Associate Professor, Economics and El Instituto


Primary Research Theme

People and the City

Secondary Research Themes

Economic and Community Development, Healthy Cities

Recent Cities-related Projects

  • Improving Urban Schools in Developing Countries: A Regression Discontinuity Approach to the Expansion of the School Day: Recent work has shown that policies that send children to a higher-achieving school or to a class within a school, create negative behavioral responses by making students feel marginalized, reducing parental effort and promoting sorting of teachers within and across schools. These behavioral changes mitigate the possible gains from these policies. I use a regression discontinuity design to study a nationwide policy that alters the school structure without the reallocation of students. I show that Peru’s expansion of the school day in urban public schools improves test scores in math between 0.15-0.23SD with weaker but positive impacts on reading. Several robustness checks validate these findings, including specification tests as well as placebos for students not affected by the reform: those in private schools. Consistently, I found no evidence of negative behavioral responses from students, parents and teachers in math but some in reading. The policy implications of these findings are discussed.
  • The effect of reducing indoor pollution on health and education: Understand the role of vouchers to increase the consumption of liquefied petroleum gas as an alternative to kerosene, coal or biomass for cooking and heating in Peru and to estimate the effects on health and school learning.
  • Can inclusive polices reduce urban labor market discrimination?  There is substantial evidence of gender and racial discrimination worldwide. For instance, in Peru, indigenous women need to send three times more job applications to have the same success rate as white males with the exact same qualifications. In order to reverse some of these inequities, the Peruvian government created Beca 18, a scholarship that covers tuition, room and board for talented but disadvantaged high school students admitted to two- or four-year colleges. Since 2012, over 80,000 students have benefited from this program representing the largest scholarship in the history of the country. My pilot study tests whether Beca 18 provides a signal to employers that could reduce existing racial and gender discrimination. In particular, I will conduct an “audit study” sending resumes of fictitious applicants to potential employers. Consider racial discrimination only. This literature sends identical resumes (including college attended) to the same job where the only change is the ethnicity of the applicant (in Peru that is based on the person’s surname). A difference in callbacks rates is evidence of racial discrimination in the hiring process. My study advances this literature by adding a key third resume: an indigenous person with Beca 18. I will test how much of the racial gap is reduced by this signal. The same strategy will be applied to gender discrimination.

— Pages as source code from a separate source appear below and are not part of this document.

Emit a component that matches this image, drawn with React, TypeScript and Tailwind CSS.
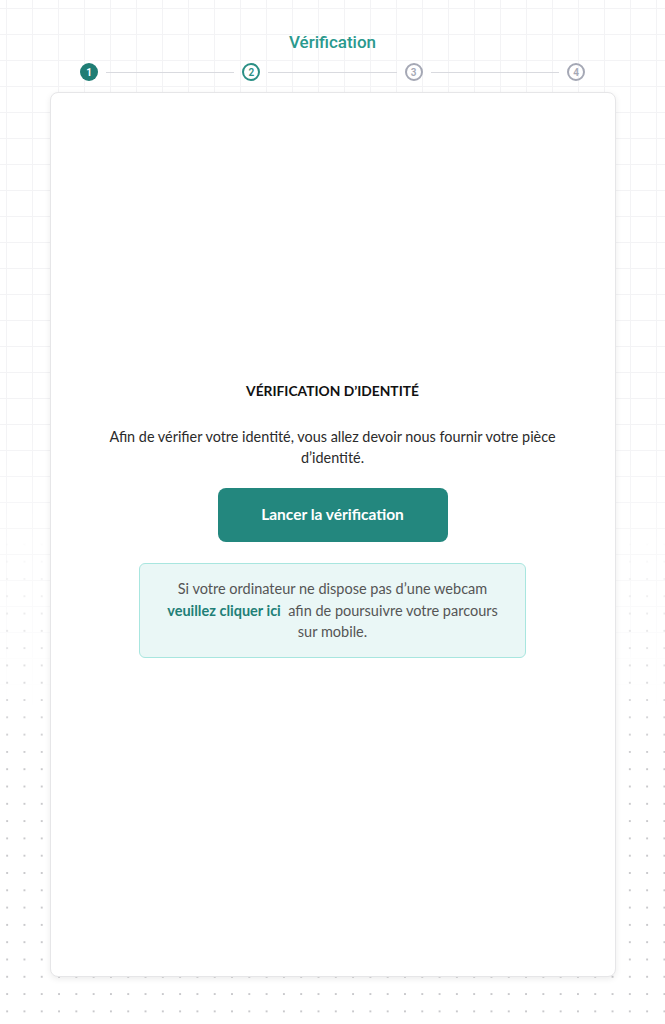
import React from "react";

const steps = [1, 2, 3, 4];

function StepDot({ n, current }: { n: number; current: number }) {
  if (n === current) {
    return (
      <div className="flex h-[18px] w-[18px] shrink-0 items-center justify-center rounded-full bg-[#1f7d74] text-[10px] font-bold text-white">
        {n}
      </div>
    );
  }
  if (n === current + 1) {
    return (
      <div className="flex h-[18px] w-[18px] shrink-0 items-center justify-center rounded-full border-2 border-[#2a8f85] text-[10px] font-semibold text-[#2a8f85]">
        {n}
      </div>
    );
  }
  return (
    <div className="flex h-[18px] w-[18px] shrink-0 items-center justify-center rounded-full border-2 border-[#a5a8b5] text-[10px] font-semibold text-[#a5a8b5]">
      {n}
    </div>
  );
}

export default function App() {
  return (
    <div className="relative min-h-screen overflow-hidden bg-white font-['Lato',_'Noto_Sans',_sans-serif]">
      {/* background: grid on top, dots further down */}
      <div className="pointer-events-none absolute inset-0 bg-[linear-gradient(to_right,#f3f3f5_1px,transparent_1px),linear-gradient(to_bottom,#f3f3f5_1px,transparent_1px)] bg-[size:26px_26px] bg-[position:6px_8px] [mask-image:linear-gradient(to_bottom,black_0%,black_42%,transparent_70%)]" />
      <div className="pointer-events-none absolute inset-0 bg-[radial-gradient(circle,#c9c9cc_1px,transparent_1.3px)] bg-[size:17.3px_17.3px] bg-[position:-1.5px_-0.5px] [mask-image:linear-gradient(to_bottom,transparent_52%,black_75%)]" />

      <div className="relative flex flex-col items-center pt-[31px] pb-[47px]">
        <h1 className="font-['Roboto',_sans-serif] text-[17px] leading-[22px] font-medium text-[#2a998d]">
          Vérification
        </h1>

        <div className="mt-[10px] flex w-[505px] items-center font-['Roboto',_sans-serif]">
          {steps.map((n, i) => (
            <React.Fragment key={n}>
              <StepDot n={n} current={1} />
              {i < steps.length - 1 && (
                <div className="mx-2 h-px flex-1 bg-[#d9dadf]" />
              )}
            </React.Fragment>
          ))}
        </div>

        <main className="mt-[11px] flex h-[885px] w-[566px] flex-col items-center justify-center rounded-lg border border-[#e6e6e8] bg-white pb-[30px] shadow-[0_2px_6px_rgba(0,0,0,0.08)]">
          <h2 className="text-[13.8px] font-bold text-[#111]">
            VÉRIFICATION D’IDENTITÉ
          </h2>
          <p className="mt-[24px] w-[480px] text-center text-[14.4px] leading-[21px] text-[#2b2b2b]">
            Afin de vérifier votre identité, vous allez devoir nous fournir
            votre pièce d’identité.
          </p>
          <button className="mt-[20px] h-[54px] w-[230px] rounded-lg bg-[#23877e] text-[15.5px] font-bold text-white">
            Lancer la vérification
          </button>
          <div className="mt-[21px] w-[387px] rounded-md border border-[#a8e6df] bg-[#eaf7f6] px-4 py-[14px] text-center text-[14.5px] leading-[21.5px] text-[#555]">
            Si votre ordinateur ne dispose pas d’une webcam
            <br />
            <a href="#" className="font-bold text-[#1f8077]">
              veuillez cliquer ici
            </a>
            &nbsp; afin de poursuivre votre parcours
            <br />
            sur mobile.
          </div>
        </main>
      </div>
    </div>
  );
}
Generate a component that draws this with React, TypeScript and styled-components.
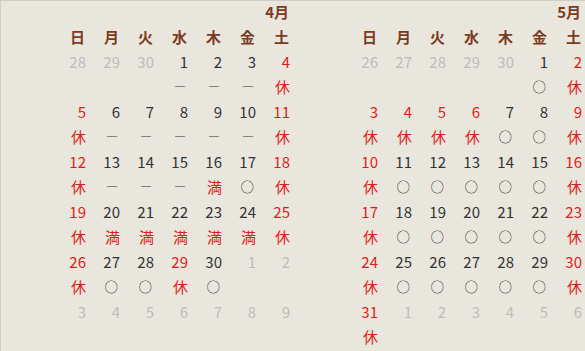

Selected Urban-Related Publications

Agüero, Jorge and Maithili Ramachandran (forthcoming) “The Intergenerational Transmission of Schooling Among the Education-Rationed.” Journal of Human Resources.

Agüero, Jorge and Maithili Ramachandran (2020) “The Intergenerational Transmission of Schooling Among the Education-Rationed.”  Journal of Human Resources, 55(2): 504-538, Spring.

Agüero, Jorge and Trinidad Beleche (2017) “Health Shocks and their Long-Lasting Impact on Health Behaviors: Evidence from the 2009 H1N1 Pandemic in Mexico.” Journal of Health Economics, 54: 40-55, July.

Agüero, Jorge (2017) “Using Partial Identification Methods to Estimate the Effect of Violence Against Women on Their Children’s Health Outcomes.” Applied Economic Letters, 24(15): 1057-1060.